After reading some fantastic suggestions for the CMIP6 Hackathon I started to see a common theme emerge for some of the suggestions. At least four of the proposals are focused on interpolation and regridding of model output:
- Sample model like observations
- Pipelines for downscaling CMIP6 data
- XGCM: Your friend and helper for naughty grids
- Plotting ocean variables in density coordinates (using xhistogram)
These are all important topics that address common problems in using and analyzing ocean models (and other earth system models as well). The hackathon proposals should be targeted, with achievable goals. I thought it would be good to start a more general discussion about longer term goals, problems, and best practices in regridding and interpolation.
There are three categories of interpolation:
- unstructured data mapped to a structured grid
- data on a structured grid mapped to unstructured points
- data on a structured grid mapped to another structured grid (i.e., regridding)

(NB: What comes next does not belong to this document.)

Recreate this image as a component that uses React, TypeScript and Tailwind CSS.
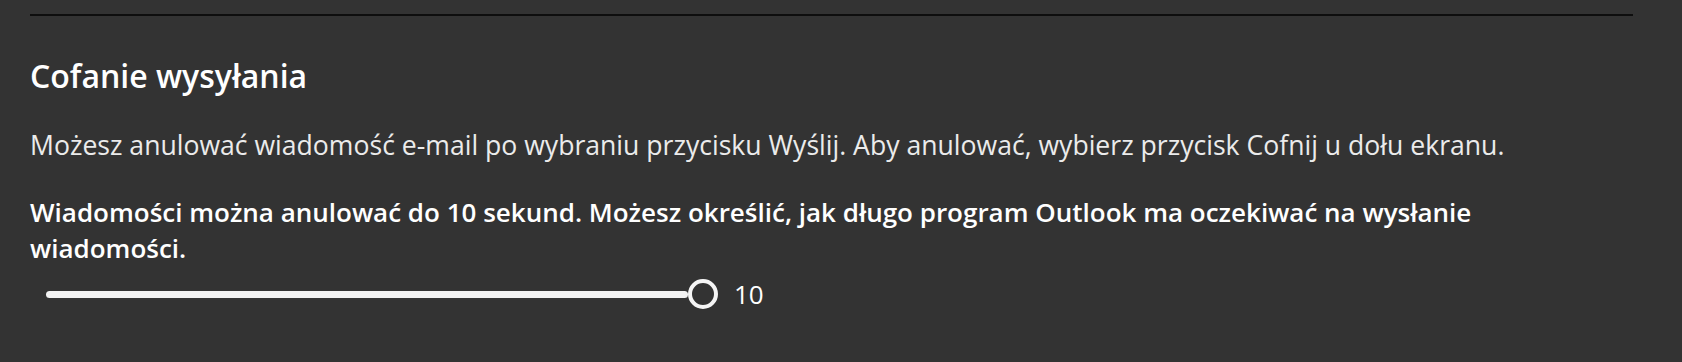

The four CMIP6 Hackathon proposals are focused on the second and third points. As I see it, these two categories define the two most common use cases for model analysis. The first is used either in creating data-only climatologies (e.g., Levitus) – a career, not an afternoon – or dynamically ‘interpolated’ using a model with some sort of data assimilation. So, if we are interested in model analysis using Pangeo tools, we should focus on the second two.
Interpolation
Interpolating gridded data to random points is straightforward in theory. A common approach is to use Delaunay interpolation, which does not exploit the fact that the original data is on a structured grid. Other algorithms, like quad interpolation (coded up in gridded) can use the information inherent in the grid structure.
A good, general trial case is a glider or profiling float that traces a four-dimensional path through the model field. In my own experience, this is always a frustratingly slow process. It seems the only way to speed this up is to subset the data in a clever way so that interpolation is done only over the data that are needed for a particular timestep.
Re-gridding
There are conservative solutions to the 2D problem, like SCRIP and ESMF. SCRIP, for example, returns a sparse regridding matrix that can be reused, but as far as I know has not been wrapped in a python package. ESMF at least has been translated to an xarray friendly package, xESMF. I’m not sure if the regridding using histograms is conservative, but this might be the most efficient way to translate to a grid that changes in time (e.g., z -> density coordinates).
Though ESMF supports 3D regridding, in practice I have often seen people vertically (1D) interpolate to a z-grid (if not already), then do 2D regridding on each z-level, and finally vertically (1D) interpolate to the desired vertical grid in the target coordinates.
Questions for discussion
- What do people do now?
- What are the best practices?
- What are good-enough practices?
- What’s missing?